SocraticGadfly: Texas Progressives talk coronavirus, week 17

July 21, 2020

Texas Progressives talk coronavirus, week 17

The problem continues to get worse, not better.

As I noted yesterday, a big contributor to the problem is Dr. Deborah Birx. Don't think her halo is tarnished. Rather, think that she doesn't have one, and other than some mythmaking plus reverse spin off the way Trump appeared to treat her, never had one in the first place.

With that, per the header, again, because of "Debbie" and "Donnie," and people like "Ronnie" in Florida and "Danny (Goeb) and "Greggie" here in Texas, we have plenty of coronavirus news split into a separate portion of the Texas Progressives weekly roundup.

People in Texas think about Houston, the Metromess, Austin and San Antonio when discussing coronavirus' hardest-hit areas. They ignore the Valley, and they shouldn't.

Think coronavirus cases are bad now? What if they're still spiking when a hurricane hits?

Kenny Boy Paxton, in another lying misinterpretation of the First Amendment, says that local health officials cannot force religious schools to close.

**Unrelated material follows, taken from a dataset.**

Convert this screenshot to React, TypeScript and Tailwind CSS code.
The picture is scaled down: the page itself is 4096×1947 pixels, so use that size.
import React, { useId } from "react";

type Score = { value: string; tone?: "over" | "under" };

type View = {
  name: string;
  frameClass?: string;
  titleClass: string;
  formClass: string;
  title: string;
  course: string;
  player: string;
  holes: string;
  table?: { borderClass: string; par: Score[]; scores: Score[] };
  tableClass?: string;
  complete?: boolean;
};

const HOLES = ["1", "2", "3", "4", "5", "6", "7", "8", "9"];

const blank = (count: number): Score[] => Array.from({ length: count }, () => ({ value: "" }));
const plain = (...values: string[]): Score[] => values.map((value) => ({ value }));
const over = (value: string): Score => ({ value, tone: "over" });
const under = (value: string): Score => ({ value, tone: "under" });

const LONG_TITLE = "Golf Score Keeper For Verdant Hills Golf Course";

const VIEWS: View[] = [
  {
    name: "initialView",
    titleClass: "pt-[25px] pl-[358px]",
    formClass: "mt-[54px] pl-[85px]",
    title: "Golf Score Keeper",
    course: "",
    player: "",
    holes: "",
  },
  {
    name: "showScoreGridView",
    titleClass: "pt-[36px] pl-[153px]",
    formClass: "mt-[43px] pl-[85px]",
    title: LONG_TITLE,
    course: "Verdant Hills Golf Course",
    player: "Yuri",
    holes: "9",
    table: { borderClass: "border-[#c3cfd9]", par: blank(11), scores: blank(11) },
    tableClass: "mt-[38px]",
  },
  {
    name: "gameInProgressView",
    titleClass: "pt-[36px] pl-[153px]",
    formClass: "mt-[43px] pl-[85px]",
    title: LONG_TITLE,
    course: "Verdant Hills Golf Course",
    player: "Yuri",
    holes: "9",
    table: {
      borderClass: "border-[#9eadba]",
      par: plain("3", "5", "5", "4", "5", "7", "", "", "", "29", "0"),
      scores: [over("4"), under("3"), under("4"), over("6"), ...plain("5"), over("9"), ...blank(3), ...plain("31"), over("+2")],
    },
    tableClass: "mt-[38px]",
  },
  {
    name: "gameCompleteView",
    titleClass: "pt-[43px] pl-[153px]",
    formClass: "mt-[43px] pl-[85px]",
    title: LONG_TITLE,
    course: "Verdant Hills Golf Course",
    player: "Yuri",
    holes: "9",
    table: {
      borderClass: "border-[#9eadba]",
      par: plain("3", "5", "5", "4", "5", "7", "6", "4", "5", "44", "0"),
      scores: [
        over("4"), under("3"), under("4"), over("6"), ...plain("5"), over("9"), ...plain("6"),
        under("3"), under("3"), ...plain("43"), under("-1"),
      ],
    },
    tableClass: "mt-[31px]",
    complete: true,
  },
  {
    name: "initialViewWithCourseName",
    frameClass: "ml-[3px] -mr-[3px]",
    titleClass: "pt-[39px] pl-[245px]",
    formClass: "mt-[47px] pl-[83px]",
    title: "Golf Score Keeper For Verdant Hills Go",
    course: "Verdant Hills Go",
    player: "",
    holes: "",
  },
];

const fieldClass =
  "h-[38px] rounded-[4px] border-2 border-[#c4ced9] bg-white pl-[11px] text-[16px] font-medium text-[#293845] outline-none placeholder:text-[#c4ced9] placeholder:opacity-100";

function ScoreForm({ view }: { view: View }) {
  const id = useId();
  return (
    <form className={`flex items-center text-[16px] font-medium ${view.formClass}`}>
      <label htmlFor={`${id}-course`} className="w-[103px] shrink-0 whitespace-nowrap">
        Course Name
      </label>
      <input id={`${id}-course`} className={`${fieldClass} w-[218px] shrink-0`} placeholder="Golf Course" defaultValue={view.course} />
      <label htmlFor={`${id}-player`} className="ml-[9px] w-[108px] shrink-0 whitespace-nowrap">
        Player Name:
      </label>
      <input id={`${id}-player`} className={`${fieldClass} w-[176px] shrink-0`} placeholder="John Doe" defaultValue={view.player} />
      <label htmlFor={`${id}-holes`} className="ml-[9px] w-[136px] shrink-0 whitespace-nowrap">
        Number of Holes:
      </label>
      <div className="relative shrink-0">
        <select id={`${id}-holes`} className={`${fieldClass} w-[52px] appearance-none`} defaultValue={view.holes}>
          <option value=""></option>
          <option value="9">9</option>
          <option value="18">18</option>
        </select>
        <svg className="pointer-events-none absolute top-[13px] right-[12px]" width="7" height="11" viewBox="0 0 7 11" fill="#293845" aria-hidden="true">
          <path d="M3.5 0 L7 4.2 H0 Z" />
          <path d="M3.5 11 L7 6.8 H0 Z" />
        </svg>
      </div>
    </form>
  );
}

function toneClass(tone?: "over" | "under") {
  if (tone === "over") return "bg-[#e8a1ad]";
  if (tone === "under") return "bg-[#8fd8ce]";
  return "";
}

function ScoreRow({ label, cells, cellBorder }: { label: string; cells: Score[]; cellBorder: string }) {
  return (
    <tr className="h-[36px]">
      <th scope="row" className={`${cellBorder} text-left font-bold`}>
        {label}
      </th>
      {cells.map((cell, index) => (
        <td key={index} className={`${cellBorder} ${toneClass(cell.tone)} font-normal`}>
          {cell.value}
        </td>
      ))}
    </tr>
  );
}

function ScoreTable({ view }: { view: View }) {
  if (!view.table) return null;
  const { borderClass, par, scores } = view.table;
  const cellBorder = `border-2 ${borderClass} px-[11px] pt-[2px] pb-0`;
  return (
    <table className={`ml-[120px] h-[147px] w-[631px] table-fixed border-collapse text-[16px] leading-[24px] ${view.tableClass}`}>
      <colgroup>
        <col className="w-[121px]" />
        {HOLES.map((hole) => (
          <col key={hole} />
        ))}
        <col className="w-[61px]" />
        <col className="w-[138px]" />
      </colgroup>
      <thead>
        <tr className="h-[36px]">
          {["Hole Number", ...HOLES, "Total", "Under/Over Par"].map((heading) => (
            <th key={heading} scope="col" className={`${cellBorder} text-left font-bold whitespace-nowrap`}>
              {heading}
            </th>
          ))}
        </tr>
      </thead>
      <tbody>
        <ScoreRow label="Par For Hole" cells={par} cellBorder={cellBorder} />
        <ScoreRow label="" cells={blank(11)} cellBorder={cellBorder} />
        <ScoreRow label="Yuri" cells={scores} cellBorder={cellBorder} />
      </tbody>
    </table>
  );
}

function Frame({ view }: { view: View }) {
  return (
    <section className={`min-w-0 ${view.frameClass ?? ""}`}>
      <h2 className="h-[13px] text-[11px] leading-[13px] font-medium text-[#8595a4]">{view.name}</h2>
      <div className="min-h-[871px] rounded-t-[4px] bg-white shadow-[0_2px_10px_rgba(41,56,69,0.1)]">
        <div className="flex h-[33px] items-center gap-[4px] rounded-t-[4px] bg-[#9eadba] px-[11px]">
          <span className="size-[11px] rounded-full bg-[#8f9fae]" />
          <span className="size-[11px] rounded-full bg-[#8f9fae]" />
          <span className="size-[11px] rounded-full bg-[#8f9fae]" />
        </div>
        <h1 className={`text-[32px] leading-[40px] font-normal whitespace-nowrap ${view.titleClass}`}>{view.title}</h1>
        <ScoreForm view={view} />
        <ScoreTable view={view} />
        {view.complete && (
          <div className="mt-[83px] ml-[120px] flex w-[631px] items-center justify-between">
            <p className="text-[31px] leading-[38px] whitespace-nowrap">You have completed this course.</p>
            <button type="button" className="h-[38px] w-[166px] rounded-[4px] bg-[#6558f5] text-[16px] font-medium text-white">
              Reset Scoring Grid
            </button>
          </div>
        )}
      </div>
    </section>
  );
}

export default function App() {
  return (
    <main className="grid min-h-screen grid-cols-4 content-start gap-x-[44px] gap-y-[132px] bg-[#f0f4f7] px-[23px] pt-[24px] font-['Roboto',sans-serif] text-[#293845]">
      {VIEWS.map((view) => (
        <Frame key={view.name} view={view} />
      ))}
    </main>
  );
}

Addison has cancelled its Oktoberfest. Will Muenster wonder and hope if being more rural will allow it to keep its festival?

KeAndré Jordan explains how you can support Houston's Black restaurants.

The Current showcased a San Antonio man who became everyone's hero for matching his face masks to his ties.

Chris Hooks says that Abbott's diddling on the coronavirus is nothing new. Rather, it's part of his pattern of governing since taking office. Worth a pull quote:
In time, all kinds of Lege operators came to share the view that Abbott was at once a cipher and a bully, a view reinforced by his repeated attempts to force from office Republicans who offered even the most mild criticism of him, from the moderate Representative Lyle Larson of San Antonio to the right-wing Representative Mike Lang of Granbury.
Hooks notes that same diddling extended to whether the state GOP should keep fighting for an in-person convention or accept reality.

Everybody has been talking up telehealth and its possible benefits related to the coronavirus. The Texas Observer notes that would be nice, IF people could actually get it. (The hospital in my small town continues to manage to stay open, but has almost no telehealth services, I can attest.) That said, the Observer's story is about broadband deserts.

Kelly Victory is the latest doctor-quack to politicize COVID and Orac takes her to the woodshed.